--- To be done ---
Gather each line of the records where "code" appears.

--- Records supplied ---
----------

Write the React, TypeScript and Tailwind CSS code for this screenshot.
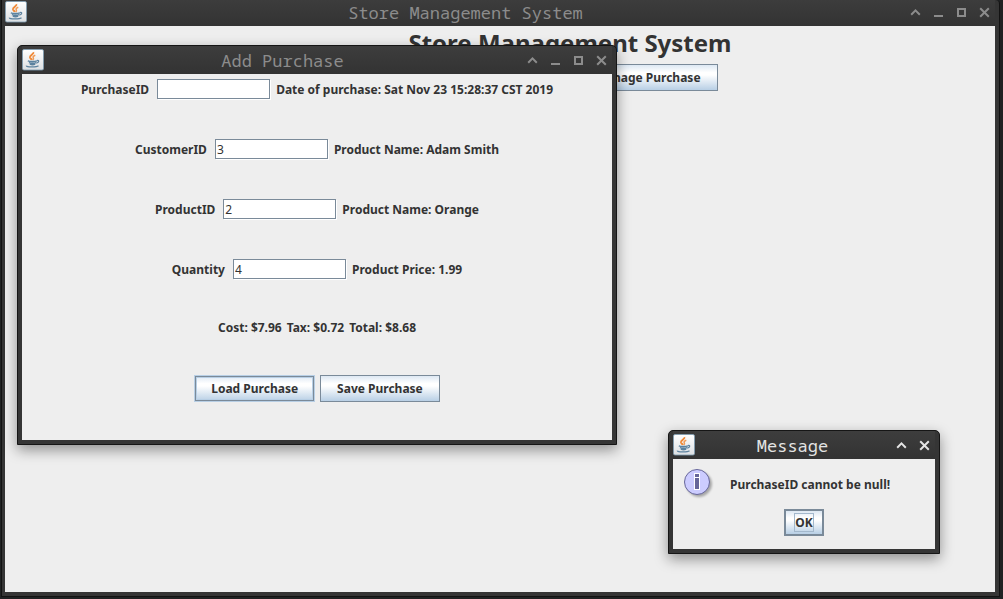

----------

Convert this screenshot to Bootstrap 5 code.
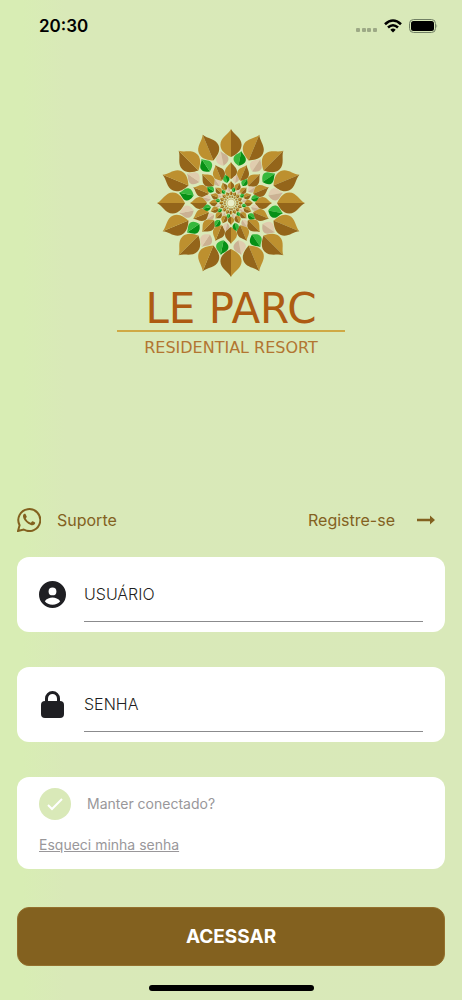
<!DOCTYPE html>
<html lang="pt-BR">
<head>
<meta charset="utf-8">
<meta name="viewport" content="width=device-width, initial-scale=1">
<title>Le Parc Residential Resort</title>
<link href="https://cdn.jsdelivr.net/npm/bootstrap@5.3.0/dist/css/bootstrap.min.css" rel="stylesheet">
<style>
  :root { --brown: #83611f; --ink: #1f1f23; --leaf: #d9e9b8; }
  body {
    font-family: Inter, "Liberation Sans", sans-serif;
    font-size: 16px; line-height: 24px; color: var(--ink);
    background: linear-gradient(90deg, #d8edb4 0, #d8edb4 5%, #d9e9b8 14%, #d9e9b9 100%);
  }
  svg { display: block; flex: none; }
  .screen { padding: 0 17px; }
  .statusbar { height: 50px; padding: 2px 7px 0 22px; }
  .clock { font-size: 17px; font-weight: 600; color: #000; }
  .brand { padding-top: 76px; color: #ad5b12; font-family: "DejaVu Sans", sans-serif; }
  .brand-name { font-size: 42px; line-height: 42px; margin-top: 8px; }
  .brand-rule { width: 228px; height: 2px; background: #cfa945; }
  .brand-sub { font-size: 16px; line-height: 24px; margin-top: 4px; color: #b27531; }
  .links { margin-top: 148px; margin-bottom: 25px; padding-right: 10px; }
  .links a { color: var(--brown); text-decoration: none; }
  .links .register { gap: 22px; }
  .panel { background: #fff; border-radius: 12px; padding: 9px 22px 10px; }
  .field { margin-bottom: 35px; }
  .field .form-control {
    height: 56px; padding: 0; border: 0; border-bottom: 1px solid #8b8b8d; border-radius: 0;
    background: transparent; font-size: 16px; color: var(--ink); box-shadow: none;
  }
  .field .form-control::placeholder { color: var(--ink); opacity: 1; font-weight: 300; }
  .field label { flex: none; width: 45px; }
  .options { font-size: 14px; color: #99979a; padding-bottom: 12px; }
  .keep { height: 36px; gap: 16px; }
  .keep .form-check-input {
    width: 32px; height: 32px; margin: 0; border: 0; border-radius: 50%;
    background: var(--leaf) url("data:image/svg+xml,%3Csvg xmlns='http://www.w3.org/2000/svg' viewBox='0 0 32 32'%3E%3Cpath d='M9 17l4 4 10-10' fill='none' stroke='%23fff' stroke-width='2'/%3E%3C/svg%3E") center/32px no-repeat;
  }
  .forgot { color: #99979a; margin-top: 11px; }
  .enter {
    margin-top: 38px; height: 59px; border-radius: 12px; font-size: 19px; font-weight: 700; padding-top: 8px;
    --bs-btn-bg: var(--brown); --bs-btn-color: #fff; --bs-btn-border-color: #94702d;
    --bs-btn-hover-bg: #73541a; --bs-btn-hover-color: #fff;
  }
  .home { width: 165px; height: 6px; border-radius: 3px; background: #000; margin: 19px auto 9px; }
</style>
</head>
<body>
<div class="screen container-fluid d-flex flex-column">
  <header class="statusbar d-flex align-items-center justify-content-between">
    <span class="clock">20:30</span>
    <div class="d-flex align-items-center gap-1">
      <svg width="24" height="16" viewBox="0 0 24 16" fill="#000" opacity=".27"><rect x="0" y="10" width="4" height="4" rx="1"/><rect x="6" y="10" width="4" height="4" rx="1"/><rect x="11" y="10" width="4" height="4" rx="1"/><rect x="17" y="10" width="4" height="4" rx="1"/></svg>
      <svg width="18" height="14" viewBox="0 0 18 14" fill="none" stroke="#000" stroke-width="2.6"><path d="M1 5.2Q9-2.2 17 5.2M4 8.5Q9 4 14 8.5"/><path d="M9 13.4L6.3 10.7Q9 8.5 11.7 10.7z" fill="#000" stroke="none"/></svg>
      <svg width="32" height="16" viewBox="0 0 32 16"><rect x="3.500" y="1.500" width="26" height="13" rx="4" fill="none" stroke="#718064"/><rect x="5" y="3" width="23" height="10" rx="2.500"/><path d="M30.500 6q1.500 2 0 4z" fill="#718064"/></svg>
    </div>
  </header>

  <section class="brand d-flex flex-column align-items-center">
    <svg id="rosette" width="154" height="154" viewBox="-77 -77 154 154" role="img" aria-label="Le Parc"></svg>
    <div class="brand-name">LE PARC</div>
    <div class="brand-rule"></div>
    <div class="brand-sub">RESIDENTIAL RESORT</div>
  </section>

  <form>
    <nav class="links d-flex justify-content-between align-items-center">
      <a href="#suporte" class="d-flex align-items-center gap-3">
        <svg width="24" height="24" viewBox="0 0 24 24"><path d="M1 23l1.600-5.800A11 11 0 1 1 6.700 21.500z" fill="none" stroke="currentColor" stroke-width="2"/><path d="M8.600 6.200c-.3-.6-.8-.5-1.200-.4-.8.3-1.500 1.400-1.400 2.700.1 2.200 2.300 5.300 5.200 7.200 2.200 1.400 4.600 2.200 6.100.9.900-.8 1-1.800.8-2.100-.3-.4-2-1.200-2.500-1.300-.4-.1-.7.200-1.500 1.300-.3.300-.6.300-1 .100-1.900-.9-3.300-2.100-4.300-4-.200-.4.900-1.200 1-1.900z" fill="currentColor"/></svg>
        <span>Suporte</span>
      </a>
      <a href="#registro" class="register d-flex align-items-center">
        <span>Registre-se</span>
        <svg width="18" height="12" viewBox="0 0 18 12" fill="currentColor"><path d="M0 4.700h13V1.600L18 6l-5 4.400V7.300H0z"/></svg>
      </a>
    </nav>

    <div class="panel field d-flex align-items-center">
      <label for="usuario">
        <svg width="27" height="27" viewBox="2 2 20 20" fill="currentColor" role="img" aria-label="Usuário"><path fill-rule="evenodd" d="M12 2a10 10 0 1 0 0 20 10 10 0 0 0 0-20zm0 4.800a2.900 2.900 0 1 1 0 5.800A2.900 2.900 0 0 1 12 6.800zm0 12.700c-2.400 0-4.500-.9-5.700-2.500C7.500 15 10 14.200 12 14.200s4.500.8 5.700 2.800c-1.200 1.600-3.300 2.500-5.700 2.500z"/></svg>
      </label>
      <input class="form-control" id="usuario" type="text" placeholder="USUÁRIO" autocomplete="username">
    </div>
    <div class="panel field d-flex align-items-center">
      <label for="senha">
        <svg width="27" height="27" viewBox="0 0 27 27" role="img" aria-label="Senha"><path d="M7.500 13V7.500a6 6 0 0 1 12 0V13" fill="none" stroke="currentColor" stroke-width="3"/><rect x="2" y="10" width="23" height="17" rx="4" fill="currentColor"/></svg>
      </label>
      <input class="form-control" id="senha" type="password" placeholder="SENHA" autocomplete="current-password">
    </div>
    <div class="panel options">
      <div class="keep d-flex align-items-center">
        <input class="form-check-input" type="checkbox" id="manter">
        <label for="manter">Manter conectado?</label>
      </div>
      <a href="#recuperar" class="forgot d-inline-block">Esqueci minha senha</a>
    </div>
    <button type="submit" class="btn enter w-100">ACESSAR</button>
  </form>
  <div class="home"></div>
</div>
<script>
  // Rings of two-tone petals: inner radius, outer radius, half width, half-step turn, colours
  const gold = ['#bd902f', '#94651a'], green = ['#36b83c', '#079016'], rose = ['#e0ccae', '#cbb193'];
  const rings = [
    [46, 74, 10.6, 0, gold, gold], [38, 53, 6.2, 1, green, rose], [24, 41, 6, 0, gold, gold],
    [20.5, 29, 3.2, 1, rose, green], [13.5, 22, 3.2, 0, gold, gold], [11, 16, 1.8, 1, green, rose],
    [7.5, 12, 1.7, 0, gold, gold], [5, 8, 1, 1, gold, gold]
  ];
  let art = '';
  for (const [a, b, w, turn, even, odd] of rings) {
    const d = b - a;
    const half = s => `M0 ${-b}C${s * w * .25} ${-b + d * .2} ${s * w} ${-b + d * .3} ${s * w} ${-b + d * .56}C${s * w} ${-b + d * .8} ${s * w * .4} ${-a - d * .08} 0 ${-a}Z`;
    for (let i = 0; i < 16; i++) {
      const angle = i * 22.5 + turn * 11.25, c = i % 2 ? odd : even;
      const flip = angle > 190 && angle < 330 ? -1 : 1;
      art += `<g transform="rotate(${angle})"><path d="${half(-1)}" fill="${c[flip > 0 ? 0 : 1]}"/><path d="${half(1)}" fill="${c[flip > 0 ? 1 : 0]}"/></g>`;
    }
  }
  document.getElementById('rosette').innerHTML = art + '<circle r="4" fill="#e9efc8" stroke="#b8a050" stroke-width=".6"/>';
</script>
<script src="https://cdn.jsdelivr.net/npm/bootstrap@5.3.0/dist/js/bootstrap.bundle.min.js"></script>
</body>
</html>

----------

--- Solution ---
Write the React, TypeScript and Tailwind CSS code for this screenshot.
Convert this screenshot to Bootstrap 5 code.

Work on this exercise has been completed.